NOTE: again, performance will get better soon
render context/state |
million vertices/second |
3 directional lights, no specular |
14 |
4 directional lights, no specular |
5 |
4 directional lights, specular |
2.9 |
Tips
What YOU can do to make things go faster!
use display lists -- display lists have been optimized at the expense of
immediate-mode. The main problem with them now is inefficient use of memory
when used to cache glBegin/glEnd draw commands, which brings us to..

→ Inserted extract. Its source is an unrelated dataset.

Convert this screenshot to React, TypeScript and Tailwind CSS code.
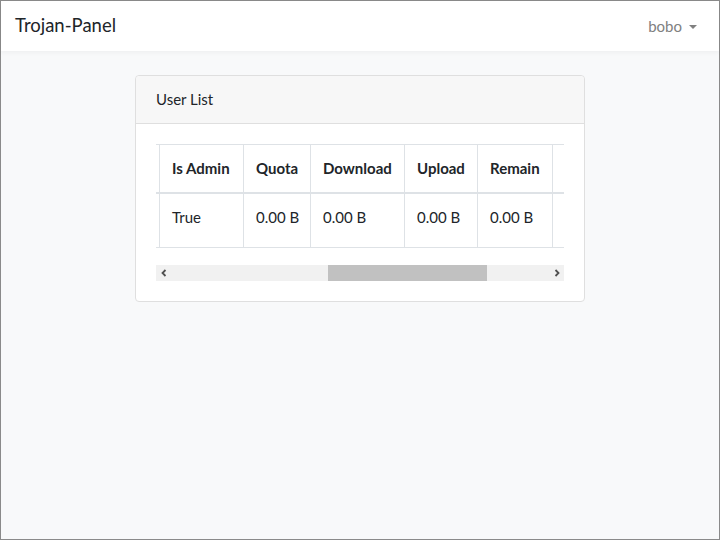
import React from 'react';

const hiddenCols = [{ label: 'Username', w: 'w-[120px]' }];

const cols = [
    { label: 'Is Admin', w: 'w-[84px]', value: 'True' },
    { label: 'Quota', w: 'w-[67px]', value: '0.00 B' },
    { label: 'Download', w: 'w-[94px]', value: '0.00 B' },
    { label: 'Upload', w: 'w-[73px]', value: '0.00 B' },
    { label: 'Remain', w: 'w-[75px]', value: '0.00 B' },
    { label: 'Action', w: 'w-[110px]', value: '' },
];

const Navbar: React.FC = () => (
    <nav className="h-[50px] bg-white shadow-[0_2px_4px_rgba(0,0,0,0.04)] flex items-center justify-between pl-[14px] pr-[22px] relative z-10">
        <span className="text-[18.5px] text-[#212529]">Trojan-Panel</span>
        <button className="flex items-center gap-[7px] text-[15px] text-[#808080]">
            bobo
            <svg width="8" height="4" viewBox="0 0 8 4" className="mt-[1px]">
                <path d="M0 0h8L4 4z" fill="#808080" />
            </svg>
        </button>
    </nav>
);

const ScrollBar: React.FC = () => (
    <div className="mt-[17px] h-[16px] bg-[#f1f1f1] flex items-center">
        <div className="w-[15px] h-full flex items-center justify-center">
            <svg width="6" height="8" viewBox="0 0 6 8">
                <path d="M4.5 1 1.5 4l3 3" stroke="#505050" strokeWidth="1.8" fill="none" />
            </svg>
        </div>
        <div className="flex-1 h-full relative">
            <div className="absolute top-0 bottom-0 left-[157px] w-[159px] bg-[#c1c1c1]" />
        </div>
        <div className="w-[15px] h-full flex items-center justify-center">
            <svg width="6" height="8" viewBox="0 0 6 8">
                <path d="M1.5 1 4.5 4l-3 3" stroke="#505050" strokeWidth="1.8" fill="none" />
            </svg>
        </div>
    </div>
);

const UserTable: React.FC = () => (
    <div className="overflow-hidden">
        <table className="table-fixed border-separate border-spacing-0 -ml-[117px] w-[623px] min-w-[623px] text-[15px] text-[#212529] whitespace-nowrap">
            <thead>
                <tr>
                    {hiddenCols.concat(cols).map((c, i) => (
                        <th
                            key={c.label}
                            className={`${c.w} h-[50px] px-3 pb-[13px] align-bottom text-left font-bold border-t border-b-2 border-[#dee2e6] ${i > 0 ? 'border-l' : ''}`}
                        >
                            {c.label}
                        </th>
                    ))}
                </tr>
            </thead>
            <tbody>
                <tr>
                    <td className="h-[54px] px-3 pt-3 align-top border-b border-[#dee2e6]">bobo</td>
                    {cols.map(c => (
                        <td key={c.label} className="h-[54px] px-3 pt-3 align-top border-b border-l border-[#dee2e6]">
                            {c.value}
                        </td>
                    ))}
                </tr>
            </tbody>
        </table>
    </div>
);

export default function App() {
    return (
        <div className="h-[540px] border border-[#8a8a8a] bg-[#f8f9fa] font-['Lato',sans-serif]">
            <Navbar />
            <main className="pt-6">
                <div className="w-[450px] mx-auto bg-white border border-[#dfdfdf] rounded">
                    <div className="h-[48px] bg-[#f7f7f7] border-b border-[#dfdfdf] px-5 flex items-center text-[15px] text-[#212529] rounded-t">
                        User List
                    </div>
                    <div className="p-5">
                        <UserTable />
                        <ScrollBar />
                    </div>
                </div>
            </main>
        </div>
    );
}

use DrawArrays - memory is almost allocated efficiently (at least it's
loosely related to the size of the input data..) and there's no copying
when rendering a model, group each of [vertices, normals, tex coords, colors]
contiguously in memory.
For example:
< all vertices >
< all normals >
< all tex coords >
NOT:
< vertex0, normal0, texCoord0 >
< vertex1, normal1, texCoord1 >
...
for geometry that changes frequently we have a problem. The
DrawArrays call and the creation of display lists take a fair amount of
time so we don't want to be doing it every frame. Furthermore, if only the
values of vertices and normals are changing (and not the topology), like
with a skinned model, we shouldn't need to rebuild the display list since
the data is passed by reference. It would be nice if we could just create
one display list that contains calls to DrawArrays pointing at our data,
and then change the data behind the display list's back. But according to
the documentation, glDrawArrays only mostly references the array
data, i.e., some data does get copied.
Fear not, for all hope is not lost. The only time the display list will
copy any data is when it needs to transfer elements that start on a
non-qword-aligned boundary. That means that if all your vertices, normals,
tex coords, and colors are either 2 or 4 floats everything should be
aligned correctly and nothing will be copied. (It's useful to note at this
point that the "w" field of all vertices is implicitly forced to 1.0f, so
it doesn't matter what is actually written to that field in memory.) The
only hitch in this plan is that glNormalPointer implicitly sets the length
of normals to be 3 elements. For this reason ps2gl has a new call
'pglNormalPointer' that allows you to specify the length of the normals, as
in glVertexPointer.
So to render geometry that's changing frequently, here's the plan:
- Allocate memory for the data starting on a qword boundary (malloc/new).
- Store vertices as (xyz?), tex coords as (uv), and normals as (xyz?).
- Create a display list and render with glDrawArrays.
- Now the data can be modified and glCallList will still render it correctly.
Note that when glDrawElements is finally implemented, that will probably be
the method of choice for rendering in situations like this.
|